In re Amsted Rail Company, Inc. (Nonprecedential Order) 

The parties move jointly to deconsolidate Appeal No. 2024-2345 from Appeal Nos. 2025-1062 and 2025-1067 and to have the cases proceed as companions. ECF No. 27. Hum Industrial Technology, Inc. separately moves unopposed to dismiss its cross-appeal, Appeal No. 2025-1062, and to withdraw from these appeals from the Patent Trial and Appeal Board, ECF No. 28 at 5.

Upon consideration thereof, 

IT IS ORDERED THAT:

(1) The parties’ motion to deconsolidate and companion, ECF No. 27, is denied.
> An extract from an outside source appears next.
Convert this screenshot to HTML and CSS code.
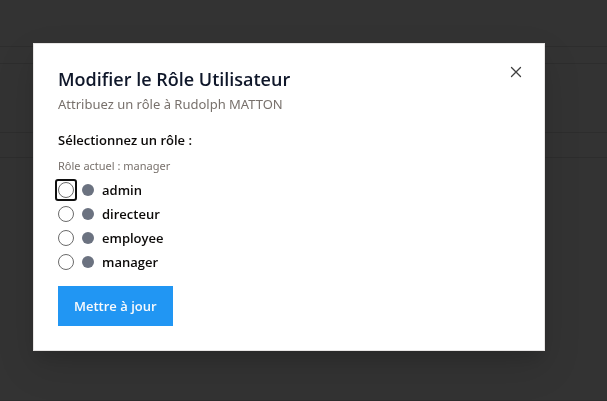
FILE: index.html
```html
<!DOCTYPE html>
<html lang="fr">
<head>
<meta charset="utf-8">
<meta name="viewport" content="width=device-width, initial-scale=1">
<title>Modifier le Rôle Utilisateur</title>
<link rel="stylesheet" href="styles.css">
</head>
<body>
<div class="page" aria-hidden="true">
  <div class="band band-top"></div>
  <div class="band band-gap"></div>
  <div class="band band-panel"></div>
  <div class="band band-row"></div>
  <div class="band band-rest"></div>
</div>
<div class="overlay">
  <section class="dialog" role="dialog" aria-labelledby="title" aria-describedby="subtitle">
    <header class="header">
      <h2 class="title" id="title">Modifier le Rôle Utilisateur</h2>
      <p class="subtitle" id="subtitle">Attribuez un rôle à Rudolph MATTON</p>
    </header>
    <form class="form">
      <fieldset class="roles">
        <legend class="legend">Sélectionnez un rôle :</legend>
        <p class="current">Rôle actuel : manager</p>
        <label class="role"><input class="radio radio-focused" type="radio" name="role" value="admin"><span class="dot"></span>admin</label>
        <label class="role"><input class="radio" type="radio" name="role" value="directeur"><span class="dot"></span>directeur</label>
        <label class="role"><input class="radio" type="radio" name="role" value="employee"><span class="dot"></span>employee</label>
        <label class="role"><input class="radio" type="radio" name="role" value="manager"><span class="dot"></span>manager</label>
      </fieldset>
      <button class="submit" type="button">Mettre à jour</button>
    </form>
    <button class="close" type="button" aria-label="Fermer">
      <svg viewBox="0 0 16 16" width="16" height="16" fill="none" stroke="currentColor" stroke-width="1.3" stroke-linecap="round"><path d="M3.5 3.5l9 9M12.5 3.5l-9 9"/></svg>
    </button>
  </section>
</div>
</body>
</html>
```
FILE: styles.css
```css
* {
  box-sizing: border-box;
}

body {
  margin: 0;
  background: #333333;
  font-family: "Segoe UI", "Open Sans", "Noto Sans", sans-serif;
  font-size: 13px;
  line-height: 20px;
  color: #0c0a09;
}

h2,
p {
  margin: 0;
}

.page {
  position: fixed;
  inset: 0;
  display: flex;
  flex-direction: column;
}

.band {
  border-bottom: 1px solid #2d2d2d;
}

.band-top {
  height: 47px;
}

.band-gap {
  height: 17px;
}

.band-panel {
  height: 69px;
}

.band-row {
  height: 25px;
}

.band-rest {
  flex: 1;
}

.overlay {
  position: relative;
  display: flex;
  align-items: center;
  justify-content: center;
  min-height: 100vh;
  padding: 0 29px 7px 0;
}

.dialog {
  position: relative;
  width: 100%;
  max-width: 512px;
  padding: 24px;
  border: 1px solid #e7e5e4;
  background: #ffffff;
  box-shadow: 0 10px 15px -3px rgba(0, 0, 0, 0.1), 0 16px 36px rgba(0, 0, 0, 0.12);
}

.header {
  display: grid;
  gap: 4px;
}

.title {
  font-size: 18px;
  line-height: 22px;
  font-weight: 600;
  color: #0f172a;
}

.subtitle,
.current {
  font-family: "Segoe UI", "Noto Sans", "Open Sans", sans-serif;
  color: #78716c;
}

.form {
  display: grid;
  gap: 16px;
  justify-items: start;
  margin-top: 16px;
}

.roles {
  display: grid;
  gap: 8px;
  min-width: 0;
  margin: 0;
  padding: 0;
  border: 0;
}

.legend {
  margin-bottom: 8px;
  padding: 0;
  font-weight: 600;
}

.current {
  font-size: 11px;
  line-height: 16px;
}

.role {
  display: flex;
  align-items: center;
  gap: 8px;
  height: 16px;
  font-weight: 600;
}

.radio {
  appearance: none;
  width: 16px;
  height: 16px;
  margin: 0;
  border: 1px solid #6b6b6b;
  border-radius: 50%;
  background: #ffffff;
}

.radio-focused {
  position: relative;
}

.radio-focused::after {
  content: "";
  position: absolute;
  inset: -4px;
  border: 2px solid #101010;
  border-radius: 3px;
}

.dot {
  width: 12px;
  height: 12px;
  border-radius: 50%;
  background: #6b7280;
}

.submit {
  height: 40px;
  padding: 0 16px;
  border: 0;
  background: #2196f3;
  color: #f8fafc;
  font: inherit;
  font-weight: 600;
}

.close {
  position: absolute;
  top: 20px;
  right: 20px;
  display: flex;
  padding: 0;
  border: 0;
  background: none;
  color: #3f3f3f;
}
```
(2) Hum’s motion to dismiss its cross-appeal and withdraw from the proceeding, ECF No. 28, is granted. Appeal No. 2025-1062 is dismissed. The revised official caption and short caption for the remaining consolidated appeals, Appeal Nos. 2024-2345 and 2025-1067, are reflected in this order

(3) Each side shall bear its own costs as to Appeal No. 2025-1062.

(4) Amsted Rail Company, Inc.’s opening brief in Appeal Nos. 2024-2345 and 2025-1067 is due within 30 days of the date of entry of this order.

(5) The United States Patent and Trademark Office (PTO) is directed to inform this court within 30 days of the date of entry of this order whether the PTO will participate in Appeal Nos. 2024-2345 and 2025-1067.

(6) If the PTO elects to participate as intervenor, its docketing statement is due within 14 days after its notice of election to intervene, and its brief is due within 40 days of the date of service of Amsted’s opening brief. Amsted will have 21 days after the filing of the PTO’s brief to file its reply brief.

(7) If the PTO elects not to intervene, the appendix is due within seven days of either the date of filing of Amsted’s opening brief or the PTO’s notice of non-election, whichever is later.

(8) The Clerk of Court shall transmit a copy of this order to the merits panel assigned to Appeal Nos. 2024-2345 and 2025-1067.